__Aim__. Go through the data below. Pull out every line that has the word "React".

__Information shown__.
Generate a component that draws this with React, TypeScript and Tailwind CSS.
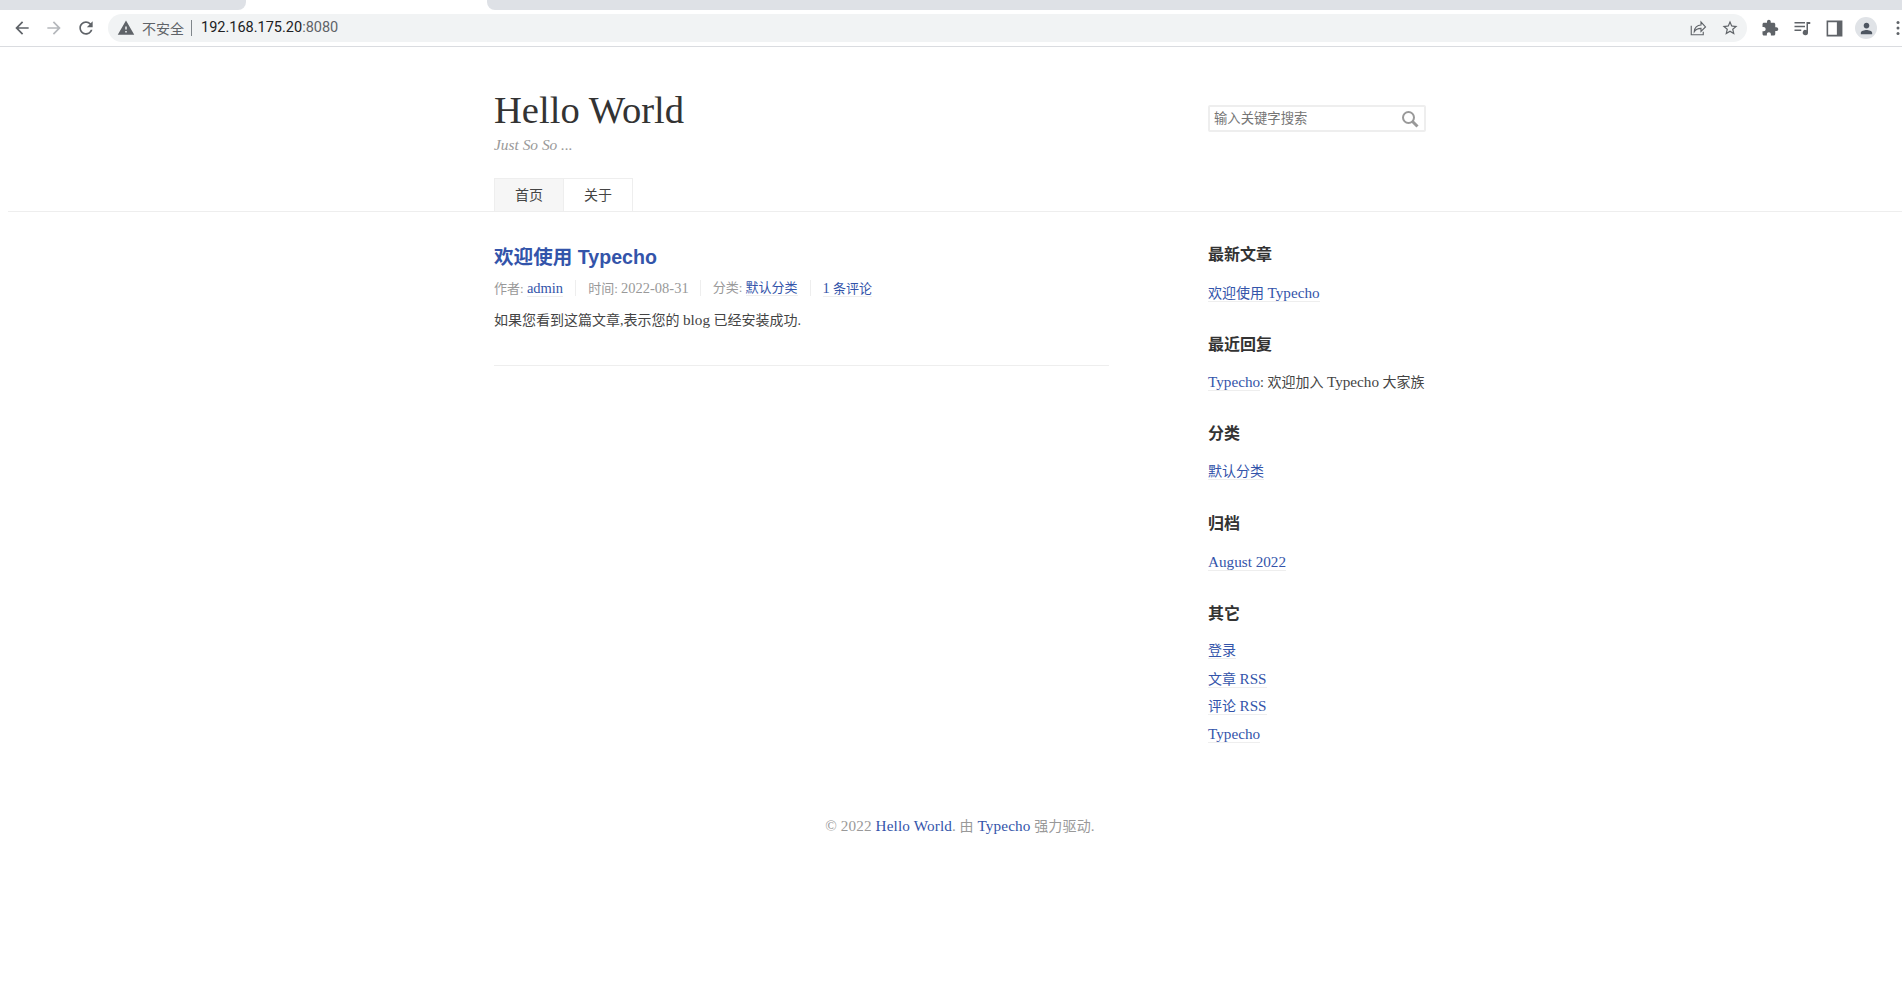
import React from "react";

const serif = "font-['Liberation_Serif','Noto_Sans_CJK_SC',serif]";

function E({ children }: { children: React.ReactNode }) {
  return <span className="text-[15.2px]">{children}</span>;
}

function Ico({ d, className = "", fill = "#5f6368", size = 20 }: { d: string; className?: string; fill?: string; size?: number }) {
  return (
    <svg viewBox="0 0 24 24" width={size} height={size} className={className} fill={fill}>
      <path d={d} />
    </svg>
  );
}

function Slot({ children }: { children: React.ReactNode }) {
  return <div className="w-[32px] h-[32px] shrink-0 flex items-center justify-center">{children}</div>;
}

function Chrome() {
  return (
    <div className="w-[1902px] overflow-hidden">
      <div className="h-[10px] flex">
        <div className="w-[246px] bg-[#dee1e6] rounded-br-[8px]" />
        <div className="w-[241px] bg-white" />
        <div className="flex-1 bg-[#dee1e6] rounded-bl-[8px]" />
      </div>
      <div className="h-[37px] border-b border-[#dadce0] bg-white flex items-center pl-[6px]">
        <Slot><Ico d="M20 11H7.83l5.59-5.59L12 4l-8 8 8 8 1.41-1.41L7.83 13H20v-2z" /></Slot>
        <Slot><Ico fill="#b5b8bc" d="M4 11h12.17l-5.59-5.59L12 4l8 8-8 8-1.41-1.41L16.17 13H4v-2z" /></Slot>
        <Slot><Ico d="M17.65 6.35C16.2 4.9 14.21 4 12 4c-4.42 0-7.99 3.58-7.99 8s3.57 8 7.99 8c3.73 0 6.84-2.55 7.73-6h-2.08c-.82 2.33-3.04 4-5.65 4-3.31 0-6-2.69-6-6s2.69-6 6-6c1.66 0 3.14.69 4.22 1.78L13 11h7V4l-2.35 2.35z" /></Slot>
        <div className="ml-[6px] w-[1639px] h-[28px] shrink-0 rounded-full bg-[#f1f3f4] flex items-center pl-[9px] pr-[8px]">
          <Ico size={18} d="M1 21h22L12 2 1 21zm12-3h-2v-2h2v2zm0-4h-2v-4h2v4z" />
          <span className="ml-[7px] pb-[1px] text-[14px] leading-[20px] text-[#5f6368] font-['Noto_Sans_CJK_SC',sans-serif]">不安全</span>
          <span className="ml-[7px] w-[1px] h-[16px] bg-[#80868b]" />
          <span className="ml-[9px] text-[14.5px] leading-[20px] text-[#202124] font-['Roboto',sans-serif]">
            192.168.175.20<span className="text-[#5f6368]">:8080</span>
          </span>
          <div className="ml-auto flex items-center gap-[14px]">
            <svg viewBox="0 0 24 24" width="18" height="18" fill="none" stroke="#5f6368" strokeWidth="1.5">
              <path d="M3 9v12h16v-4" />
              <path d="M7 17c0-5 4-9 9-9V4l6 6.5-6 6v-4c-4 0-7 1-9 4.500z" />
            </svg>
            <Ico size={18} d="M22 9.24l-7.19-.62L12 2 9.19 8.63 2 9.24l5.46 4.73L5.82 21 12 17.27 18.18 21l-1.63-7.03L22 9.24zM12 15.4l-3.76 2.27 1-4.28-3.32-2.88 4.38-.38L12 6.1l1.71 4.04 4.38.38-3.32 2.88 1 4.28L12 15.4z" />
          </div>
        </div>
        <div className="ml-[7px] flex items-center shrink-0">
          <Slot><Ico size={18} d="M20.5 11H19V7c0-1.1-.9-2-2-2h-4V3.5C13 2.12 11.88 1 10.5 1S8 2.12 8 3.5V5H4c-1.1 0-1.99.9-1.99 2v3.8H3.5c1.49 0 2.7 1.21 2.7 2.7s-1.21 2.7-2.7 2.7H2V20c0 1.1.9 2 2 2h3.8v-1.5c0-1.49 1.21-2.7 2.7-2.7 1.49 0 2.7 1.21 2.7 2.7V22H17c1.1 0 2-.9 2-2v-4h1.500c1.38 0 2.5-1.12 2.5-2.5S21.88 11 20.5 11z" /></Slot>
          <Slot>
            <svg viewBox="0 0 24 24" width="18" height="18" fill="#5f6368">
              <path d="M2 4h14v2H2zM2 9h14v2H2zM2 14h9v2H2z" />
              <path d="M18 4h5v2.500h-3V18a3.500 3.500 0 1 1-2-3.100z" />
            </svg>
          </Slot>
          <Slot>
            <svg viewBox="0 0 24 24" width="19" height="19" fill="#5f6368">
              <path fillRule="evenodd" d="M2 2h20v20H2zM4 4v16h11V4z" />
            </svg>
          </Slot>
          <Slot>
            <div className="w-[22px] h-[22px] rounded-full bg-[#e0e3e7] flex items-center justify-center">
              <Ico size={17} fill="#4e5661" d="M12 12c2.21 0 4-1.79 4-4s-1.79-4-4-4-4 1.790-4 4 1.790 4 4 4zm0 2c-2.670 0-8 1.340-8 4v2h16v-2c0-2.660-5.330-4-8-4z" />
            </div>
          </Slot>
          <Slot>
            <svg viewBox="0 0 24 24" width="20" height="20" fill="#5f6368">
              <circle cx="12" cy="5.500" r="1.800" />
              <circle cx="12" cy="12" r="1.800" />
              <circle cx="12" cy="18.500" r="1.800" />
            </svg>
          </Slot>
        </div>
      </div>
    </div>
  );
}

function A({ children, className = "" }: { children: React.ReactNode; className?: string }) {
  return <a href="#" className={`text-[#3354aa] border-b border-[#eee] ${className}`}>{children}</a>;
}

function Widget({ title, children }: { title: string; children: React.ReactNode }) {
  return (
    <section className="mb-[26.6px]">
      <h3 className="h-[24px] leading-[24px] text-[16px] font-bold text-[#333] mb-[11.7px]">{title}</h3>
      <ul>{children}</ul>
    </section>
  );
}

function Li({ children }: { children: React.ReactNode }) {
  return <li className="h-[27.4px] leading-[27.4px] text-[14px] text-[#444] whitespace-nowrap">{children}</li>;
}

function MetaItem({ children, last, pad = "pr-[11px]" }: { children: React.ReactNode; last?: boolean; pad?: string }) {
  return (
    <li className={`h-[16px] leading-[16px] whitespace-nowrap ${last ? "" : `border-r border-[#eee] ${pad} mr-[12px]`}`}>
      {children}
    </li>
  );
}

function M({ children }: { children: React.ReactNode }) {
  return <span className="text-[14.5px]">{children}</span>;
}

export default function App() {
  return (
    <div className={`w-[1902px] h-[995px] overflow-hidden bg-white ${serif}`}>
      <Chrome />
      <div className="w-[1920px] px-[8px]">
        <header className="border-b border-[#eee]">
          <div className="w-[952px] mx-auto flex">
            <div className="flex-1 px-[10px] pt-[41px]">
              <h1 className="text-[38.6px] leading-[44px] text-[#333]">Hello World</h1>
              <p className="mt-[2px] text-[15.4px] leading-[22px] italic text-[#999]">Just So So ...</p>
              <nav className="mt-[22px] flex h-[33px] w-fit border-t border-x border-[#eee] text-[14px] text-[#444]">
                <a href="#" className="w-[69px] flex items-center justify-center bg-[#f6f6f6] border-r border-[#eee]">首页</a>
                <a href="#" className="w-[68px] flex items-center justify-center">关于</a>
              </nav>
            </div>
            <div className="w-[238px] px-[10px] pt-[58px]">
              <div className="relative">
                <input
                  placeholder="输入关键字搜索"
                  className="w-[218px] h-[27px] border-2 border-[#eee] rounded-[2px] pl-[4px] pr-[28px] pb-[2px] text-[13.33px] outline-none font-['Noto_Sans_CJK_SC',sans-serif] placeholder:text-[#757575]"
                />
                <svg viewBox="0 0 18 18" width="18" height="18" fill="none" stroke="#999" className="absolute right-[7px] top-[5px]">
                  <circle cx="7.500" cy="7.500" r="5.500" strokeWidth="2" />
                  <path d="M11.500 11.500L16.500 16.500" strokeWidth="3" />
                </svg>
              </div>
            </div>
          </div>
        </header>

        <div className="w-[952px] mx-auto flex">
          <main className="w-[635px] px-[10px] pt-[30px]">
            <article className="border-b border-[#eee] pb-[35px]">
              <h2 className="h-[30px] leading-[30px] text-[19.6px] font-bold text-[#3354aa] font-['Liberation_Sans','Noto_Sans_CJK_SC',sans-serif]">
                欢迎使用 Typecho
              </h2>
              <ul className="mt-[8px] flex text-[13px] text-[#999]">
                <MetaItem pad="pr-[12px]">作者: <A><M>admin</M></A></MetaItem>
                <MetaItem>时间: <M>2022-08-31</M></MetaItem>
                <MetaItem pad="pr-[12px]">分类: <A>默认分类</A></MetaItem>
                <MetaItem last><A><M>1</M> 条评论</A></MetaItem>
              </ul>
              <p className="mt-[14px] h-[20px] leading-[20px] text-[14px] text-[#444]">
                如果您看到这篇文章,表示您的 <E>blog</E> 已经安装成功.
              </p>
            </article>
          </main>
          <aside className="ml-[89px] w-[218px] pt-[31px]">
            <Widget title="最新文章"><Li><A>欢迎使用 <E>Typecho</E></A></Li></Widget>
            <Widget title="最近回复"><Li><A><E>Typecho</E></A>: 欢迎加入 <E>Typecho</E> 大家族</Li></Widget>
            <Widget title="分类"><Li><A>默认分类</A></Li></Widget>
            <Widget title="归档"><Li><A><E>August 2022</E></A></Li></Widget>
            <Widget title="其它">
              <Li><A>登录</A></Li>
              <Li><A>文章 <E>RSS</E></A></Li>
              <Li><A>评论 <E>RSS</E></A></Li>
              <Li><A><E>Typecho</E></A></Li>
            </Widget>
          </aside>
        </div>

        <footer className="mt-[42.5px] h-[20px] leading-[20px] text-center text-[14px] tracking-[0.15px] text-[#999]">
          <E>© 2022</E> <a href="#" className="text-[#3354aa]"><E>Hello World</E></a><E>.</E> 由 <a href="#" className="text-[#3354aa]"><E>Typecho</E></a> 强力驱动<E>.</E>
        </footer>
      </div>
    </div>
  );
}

__Result for this exercise__.
Generate a component that draws this with React, TypeScript and Tailwind CSS.
import React from "react";
function E({ children }: { children: React.ReactNode }) {
function Slot({ children }: { children: React.ReactNode }) {
function A({ children, className = "" }: { children: React.ReactNode; className?: string }) {
function Widget({ title, children }: { title: string; children: React.ReactNode }) {
function Li({ children }: { children: React.ReactNode }) {
function MetaItem({ children, last, pad = "pr-[11px]" }: { children: React.ReactNode; last?: boolean; pad?: string }) {
function M({ children }: { children: React.ReactNode }) {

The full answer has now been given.